周师傅这团火燃烧着,在他的热心肠下,我和周红走到了一起。结婚那天,场部领导,甚至县里的领导都来了,王校长,周师傅为我筹办了盛大的喜宴,乌云娜特意叫来了乌兰牧骑的几个歌舞演员,为我的婚宴祝着兴。爸妈幸福的笑着,我和周红幸福的笑着。周师傅从场部借来了照相机,为我们拍了一张大大的全家福。
那年冬天,大漠冷的出奇,整日的大风呼啸着。

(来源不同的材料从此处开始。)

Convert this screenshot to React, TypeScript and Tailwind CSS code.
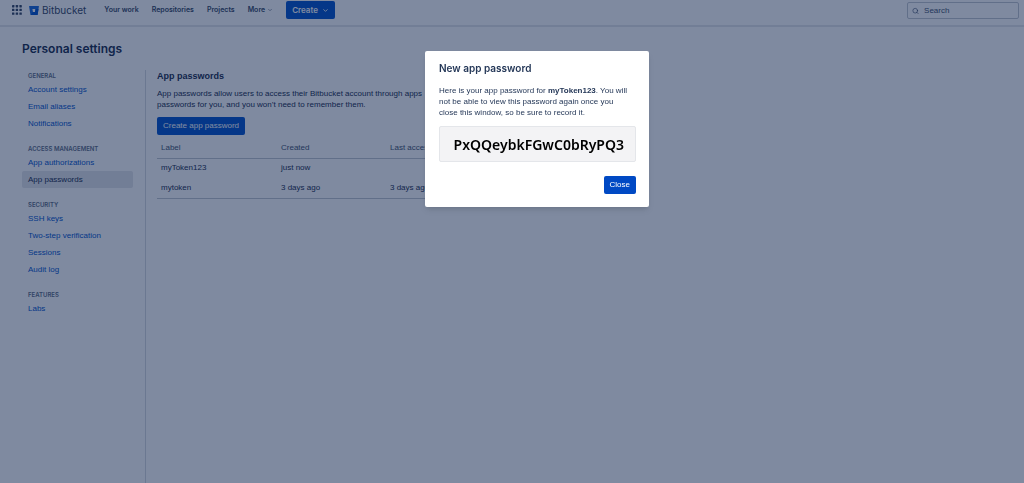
import { Search, ChevronDown } from 'lucide-react'

type NavGroup = { title: string; items: string[] }

const NAV_LINKS = ['Your work', 'Repositories', 'Projects']

const GROUPS: NavGroup[] = [
  { title: 'General', items: ['Account settings', 'Email aliases', 'Notifications'] },
  { title: 'Access management', items: ['App authorizations', 'App passwords'] },
  { title: 'Security', items: ['SSH keys', 'Two-step verification', 'Sessions', 'Audit log'] },
  { title: 'Features', items: ['Labs'] },
]

const PASSWORDS = [
  { label: 'myToken123', created: 'just now', accessed: '' },
  { label: 'mytoken', created: '3 days ago', accessed: '3 days ago' },
]

function AppSwitcherIcon() {
  return (
    <svg width="10" height="10" viewBox="0 0 10 10" fill="currentColor" aria-hidden="true">
      {[0, 3.7, 7.4].map(y => [0, 3.7, 7.4].map(x => <rect key={`${x}-${y}`} x={x} y={y} width="2.400" height="2.400" rx="0.4" />))}
    </svg>
  )
}

function BitbucketLogo() {
  return (
    <svg width="10" height="9" viewBox="0 0 32 29" aria-hidden="true">
      <path d="M1.100 0a1 1 0 0 0-1 1.200l4.300 26.300a1.400 1.400 0 0 0 1.400 1.200h20.800a1 1 0 0 0 1-.9L31.900 1.200a1 1 0 0 0-1-1.200zM19.300 19h-6.600l-1.800-9.300h10z" fill="#1868db" />
      <path d="M30.600 9.700h-9.700L19.300 19h-6.600l-7.700 9.300c.3.300.6.400 1 .400h20.600a1 1 0 0 0 1-.9z" fill="#0052cc" />
    </svg>
  )
}

function TopNav() {
  return (
    <header className="flex h-[27px] items-start justify-between border-b-2 border-[#e4e6ea] pr-[5px] pl-3 text-[#344563]">
      <div className="flex h-5 items-center">
        <button aria-label="Switch to"><AppSwitcherIcon /></button>
        <a href="#" className="ml-[7px] flex items-center gap-[3px] font-['Inter',sans-serif] text-[10px]">
          <BitbucketLogo />
          Bitbucket
        </a>
        <nav className="ml-[18px] flex items-center gap-[13px] font-['Inter',sans-serif] text-[7px] font-semibold">
          {NAV_LINKS.map(link => <a key={link} href="#">{link}</a>)}
          <button className="flex items-center gap-[2px] font-semibold">
            More <ChevronDown size={6} />
          </button>
          <button className="flex h-[18px] items-center gap-1 rounded-[2px] bg-[#0052cc] px-[6px] text-[8px] font-semibold text-white">
            Create <ChevronDown size={7} strokeWidth={3} />
          </button>
        </nav>
      </div>
      <label className="mt-[2px] flex h-[17px] w-28 items-center gap-[5px] rounded-[2px] border border-[#c1c7d0] px-1">
        <Search size={8} />
        <input type="search" placeholder="Search" aria-label="Search" className="w-full min-w-0 bg-transparent text-[8px] outline-none placeholder:text-[#42526e]" />
      </label>
    </header>
  )
}

function Sidebar() {
  return (
    <nav className="flex w-[124px] shrink-0 flex-col gap-[11px] border-r border-[#d5d9e0] pr-3">
      {GROUPS.map(group => (
        <section key={group.title}>
          <h2 className="px-[6px] font-['Inter',sans-serif] text-[6px] leading-[11px] font-semibold text-[#5e6c84] uppercase">{group.title}</h2>
          <ul>
            {group.items.map(item => (
              <li key={item}>
                <a
                  href="#"
                  className={`block rounded-[2px] px-[6px] text-[8px] leading-[17px] ${item === 'App passwords' ? 'bg-[#e4e6ea] text-[#172b4d]' : 'text-[#0052cc]'}`}
                >
                  {item}
                </a>
              </li>
            ))}
          </ul>
        </section>
      ))}
    </nav>
  )
}

function PasswordTable() {
  return (
    <table className="mt-[3px] w-full table-fixed border-b border-[#c1c7d0] text-left text-[8px]">
      <thead>
        <tr className="h-5 border-b border-[#c1c7d0] text-[#42526e]">
          <th className="w-[120px] px-1 font-normal">Label</th>
          <th className="w-[109px] px-1 font-normal">Created</th>
          <th className="px-1 font-normal">Last accessed</th>
        </tr>
      </thead>
      <tbody>
        {PASSWORDS.map(row => (
          <tr key={row.label} className="h-5">
            <td className="px-1">{row.label}</td>
            <td className="px-1">{row.created}</td>
            <td className="px-1">{row.accessed}</td>
          </tr>
        ))}
      </tbody>
    </table>
  )
}

function NewPasswordDialog() {
  return (
    <div className="fixed inset-0 flex items-start justify-center bg-[#0a1f48]/52 pt-[51px] pl-[50px]">
      <div role="dialog" aria-modal="true" aria-labelledby="dialog-title" className="w-56 rounded-[2px] bg-white pt-[9px] pr-[13px] pb-[13px] pl-[14px] shadow-md">
        <h2 id="dialog-title" className="font-['Inter',sans-serif] text-[10px] leading-4 font-semibold text-[#253858]">New app password</h2>
        <p className="mt-[9px] pr-1 text-[8px] leading-[11px] text-[#253858]">
          Here is your app password for <strong>myToken123</strong>. You will not be able to view this password again once you close this window, so be sure to record it.
        </p>
        <div className="mt-2 flex h-9 items-center justify-end rounded-[2px] border border-[#e4e6ea] bg-[#f3f3f5] px-[11px] font-['Noto_Sans',sans-serif] text-[14px] font-semibold text-black">
          PxQQeybkFGwC0bRyPQ3
        </div>
        <div className="mt-[14px] flex justify-end">
          <button className="h-[18px] rounded-[2px] bg-[#0049c4] px-[6px] text-[8px] text-white">Close</button>
        </div>
      </div>
    </div>
  )
}

export default function App() {
  return (
    <div className="flex min-h-screen flex-col bg-white font-['Liberation_Sans',sans-serif] text-[#172b4d]">
      <TopNav />
      <h1 className="mt-[14px] ml-[22px] font-['Inter',sans-serif] text-[12px] leading-4 font-semibold">Personal settings</h1>
      <div className="mt-[13px] flex flex-1 pl-[22px]">
        <Sidebar />
        <main className="w-full max-w-[480px] pl-[11px]">
          <h2 className="text-[9px] leading-3 font-bold">App passwords</h2>
          <p className="mt-[6px] text-[8px] leading-[11px]">
            App passwords allow users to access their Bitbucket account through apps
            <br />
            passwords for you, and you won’t need to remember them.
          </p>
          <button className="mt-[7px] h-[18px] rounded-[2px] bg-[#0052cc] px-[6px] text-[8px] text-white">Create app password</button>
          <PasswordTable />
        </main>
      </div>
      <NewPasswordDialog />
    </div>
  )
}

一日午饭过后,大漠的上空竟飘起来罕见的雪花,快要临盆的周红一刻也不闲着,忙着为即将出世的孩子准备着,周红的爸爸是我们的羊倌,早上出去半下午时回来,弟弟、妹妹在县里读书,周红的妈妈便照顾着周红。
临近傍黒时,周红的爸爸和羊群还未回来,巴雅尔大叔焦急的敲响了我家的门。茫茫大漠里,黄沙漫天,如果在天黑之前还未回来,就很可能迷路了。沙漠的晚上和白天是两个季节,白天很热,晚上的气温会骤降,冬天的晚上更是如此,如果不小心迷了路,就很可能会冻死在大漠里。巴雅尔大叔着急、王校长着急,我、周红、周妈更是着急。眼看着天就要黑了,周爸和羊群还没动静,我决定带着几个年轻力壮的人去找。此时的周红因着急肚子剧烈的疼了起来,似要生了,我所在的大漠没有医院,最近的医院在距我们三十公里的场部,天已黑,我们出行的交通工具只有骆驼,疼痛难忍的周红根本无法骑骆驼,望着因疼痛满脸是汗的周红,又望着渐黒的大漠,我紧紧搂着周红,在她的额上印了一深深的吻,钻入了灰蒙蒙的大漠中。
天亮时,所有的人及羊群一个不少,安全回来,此时,争气的周红为我生下了一对龙凤双胞胎健康的姐弟,疲惫了一夜的我兴奋的像个孩子。
望着熟睡中的周红和孩子,我的心中流淌着蜜。
又是一个无眠的夜,我坐在桌旁,摊开久违的日记。遥望着窗外那沉沉的夜空,只有几颗微弱的残星在懒散的眨着眼,我冥思着,眼前是一片火红。
浓厚的铅云一点点褪去,闪出一颗明亮的星,似正对着我,接着,在它的左侧又露出两颗。铅云还在退,明星不断的显露,不一会儿便明星片片,开始交辉相映。铅云退至最东边狭小的一线,整个夜空就明星闪烁了,变成了繁星浩瀚的海洋,我似仿佛置身于其中。我期盼的那轮明月出来了,清楚的像一晶莹透亮的水晶盘。大漠就是这样,它暴跳起来让你害怕的难以想象,可一旦温顺起来,又像一个腼腆的少女,叫你喜欢的不得了。我的心中仿佛在有一股清泉流过潺潺湲湲。一个声音在轻声呼唤着‘大漠,我的家,我永远的家!’